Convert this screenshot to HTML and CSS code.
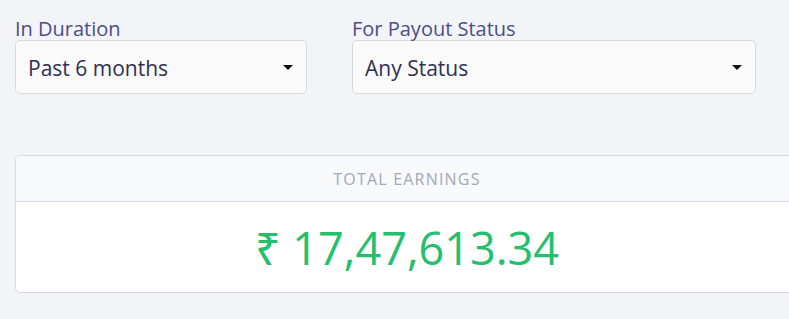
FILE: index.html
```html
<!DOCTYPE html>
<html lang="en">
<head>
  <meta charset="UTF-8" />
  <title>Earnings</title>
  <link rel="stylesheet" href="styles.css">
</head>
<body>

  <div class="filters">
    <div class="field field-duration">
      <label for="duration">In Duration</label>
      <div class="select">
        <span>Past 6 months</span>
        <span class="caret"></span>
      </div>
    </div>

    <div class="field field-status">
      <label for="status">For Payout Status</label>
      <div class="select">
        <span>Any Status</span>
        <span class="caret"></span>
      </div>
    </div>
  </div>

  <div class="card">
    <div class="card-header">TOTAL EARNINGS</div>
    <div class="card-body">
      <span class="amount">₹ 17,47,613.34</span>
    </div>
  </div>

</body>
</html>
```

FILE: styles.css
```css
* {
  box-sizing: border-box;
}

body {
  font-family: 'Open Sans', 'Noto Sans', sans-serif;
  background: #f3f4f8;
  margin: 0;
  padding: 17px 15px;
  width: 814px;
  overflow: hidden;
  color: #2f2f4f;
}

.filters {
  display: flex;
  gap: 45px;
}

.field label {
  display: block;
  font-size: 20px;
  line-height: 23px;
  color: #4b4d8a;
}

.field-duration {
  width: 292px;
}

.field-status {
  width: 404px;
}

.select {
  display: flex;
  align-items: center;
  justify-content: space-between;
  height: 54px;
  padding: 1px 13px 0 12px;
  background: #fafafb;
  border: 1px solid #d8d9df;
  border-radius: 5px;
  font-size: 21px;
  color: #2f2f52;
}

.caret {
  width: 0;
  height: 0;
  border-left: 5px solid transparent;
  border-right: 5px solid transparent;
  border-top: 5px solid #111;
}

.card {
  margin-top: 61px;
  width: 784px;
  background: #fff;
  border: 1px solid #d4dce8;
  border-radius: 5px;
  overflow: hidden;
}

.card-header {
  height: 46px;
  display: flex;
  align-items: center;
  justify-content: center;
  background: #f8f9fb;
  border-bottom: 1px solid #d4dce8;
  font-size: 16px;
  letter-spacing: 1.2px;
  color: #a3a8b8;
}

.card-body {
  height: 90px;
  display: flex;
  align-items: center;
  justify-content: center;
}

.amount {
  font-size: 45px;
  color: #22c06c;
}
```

* * *

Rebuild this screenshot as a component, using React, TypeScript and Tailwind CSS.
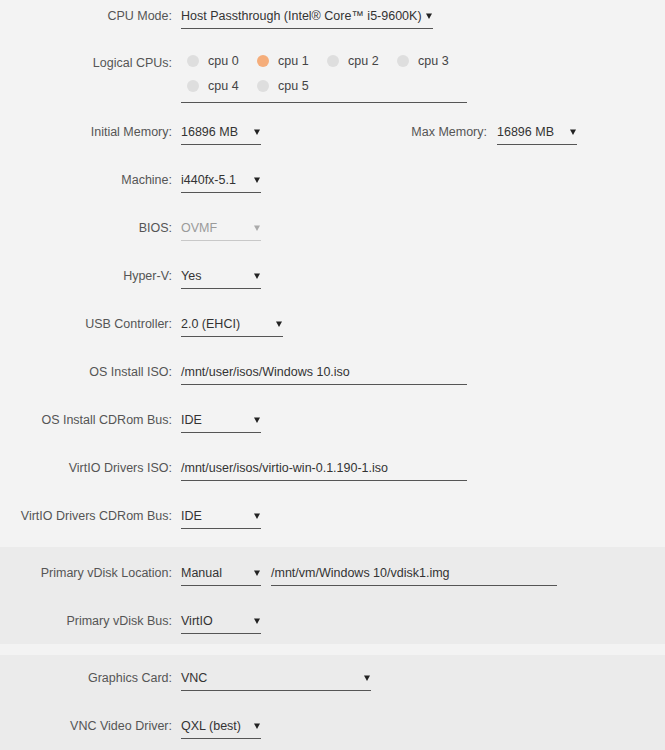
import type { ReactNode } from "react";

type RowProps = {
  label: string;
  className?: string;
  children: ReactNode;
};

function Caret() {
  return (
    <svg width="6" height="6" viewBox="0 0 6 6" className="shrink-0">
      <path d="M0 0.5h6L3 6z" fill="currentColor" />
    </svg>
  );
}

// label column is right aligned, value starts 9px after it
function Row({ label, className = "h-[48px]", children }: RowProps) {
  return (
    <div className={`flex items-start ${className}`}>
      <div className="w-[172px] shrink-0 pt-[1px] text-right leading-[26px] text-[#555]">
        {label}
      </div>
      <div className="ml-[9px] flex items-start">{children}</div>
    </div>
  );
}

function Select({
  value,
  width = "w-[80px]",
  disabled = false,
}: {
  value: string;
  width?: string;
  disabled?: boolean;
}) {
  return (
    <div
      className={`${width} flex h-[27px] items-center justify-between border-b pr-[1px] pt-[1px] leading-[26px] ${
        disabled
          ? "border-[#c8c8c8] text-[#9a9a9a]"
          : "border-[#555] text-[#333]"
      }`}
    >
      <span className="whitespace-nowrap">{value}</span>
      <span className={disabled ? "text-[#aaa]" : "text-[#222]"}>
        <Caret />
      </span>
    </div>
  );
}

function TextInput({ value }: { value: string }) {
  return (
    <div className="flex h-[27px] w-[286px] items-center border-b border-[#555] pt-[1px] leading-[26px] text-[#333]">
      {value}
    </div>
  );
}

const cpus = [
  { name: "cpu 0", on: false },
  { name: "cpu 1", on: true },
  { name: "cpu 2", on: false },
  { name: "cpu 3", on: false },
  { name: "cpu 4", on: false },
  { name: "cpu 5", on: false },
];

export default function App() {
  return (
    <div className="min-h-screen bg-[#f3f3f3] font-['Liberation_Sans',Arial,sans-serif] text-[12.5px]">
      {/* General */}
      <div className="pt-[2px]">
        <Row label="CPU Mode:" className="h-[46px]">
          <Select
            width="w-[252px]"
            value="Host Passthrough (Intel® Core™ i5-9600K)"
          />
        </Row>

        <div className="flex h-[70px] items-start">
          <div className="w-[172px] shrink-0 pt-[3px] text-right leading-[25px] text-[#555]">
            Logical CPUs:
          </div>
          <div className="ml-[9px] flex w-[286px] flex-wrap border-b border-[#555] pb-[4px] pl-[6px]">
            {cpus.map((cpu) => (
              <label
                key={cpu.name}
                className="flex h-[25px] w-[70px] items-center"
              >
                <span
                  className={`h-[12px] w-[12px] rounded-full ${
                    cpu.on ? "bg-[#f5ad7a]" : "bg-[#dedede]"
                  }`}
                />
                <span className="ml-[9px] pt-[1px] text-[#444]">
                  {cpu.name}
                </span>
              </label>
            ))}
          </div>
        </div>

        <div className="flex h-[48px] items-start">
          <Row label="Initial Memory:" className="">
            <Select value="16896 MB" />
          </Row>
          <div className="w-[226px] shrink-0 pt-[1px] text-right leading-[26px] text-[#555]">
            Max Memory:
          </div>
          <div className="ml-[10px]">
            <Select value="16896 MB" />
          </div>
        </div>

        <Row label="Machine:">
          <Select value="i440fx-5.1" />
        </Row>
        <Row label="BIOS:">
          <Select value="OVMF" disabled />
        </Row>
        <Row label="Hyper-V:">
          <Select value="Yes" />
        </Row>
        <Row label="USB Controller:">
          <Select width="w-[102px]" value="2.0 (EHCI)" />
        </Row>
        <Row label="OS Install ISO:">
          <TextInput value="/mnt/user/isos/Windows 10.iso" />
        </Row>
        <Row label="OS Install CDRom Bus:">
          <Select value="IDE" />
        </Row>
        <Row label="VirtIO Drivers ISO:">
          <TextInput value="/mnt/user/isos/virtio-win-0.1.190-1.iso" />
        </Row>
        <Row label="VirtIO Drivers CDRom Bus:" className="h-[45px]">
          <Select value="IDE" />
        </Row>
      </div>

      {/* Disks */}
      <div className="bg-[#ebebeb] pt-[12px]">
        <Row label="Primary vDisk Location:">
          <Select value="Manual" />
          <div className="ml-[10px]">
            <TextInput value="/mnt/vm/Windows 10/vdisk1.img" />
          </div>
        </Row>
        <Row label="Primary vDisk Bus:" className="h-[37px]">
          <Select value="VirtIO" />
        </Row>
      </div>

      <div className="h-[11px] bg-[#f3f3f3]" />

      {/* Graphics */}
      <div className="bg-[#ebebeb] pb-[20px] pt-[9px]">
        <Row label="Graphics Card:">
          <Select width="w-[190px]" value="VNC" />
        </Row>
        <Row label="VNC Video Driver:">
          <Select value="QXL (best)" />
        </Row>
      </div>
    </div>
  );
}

* * *

* **Exercise task**:
Tally the lines above that contain the word "this", and reply with only the number.

* **Complete answer**:
2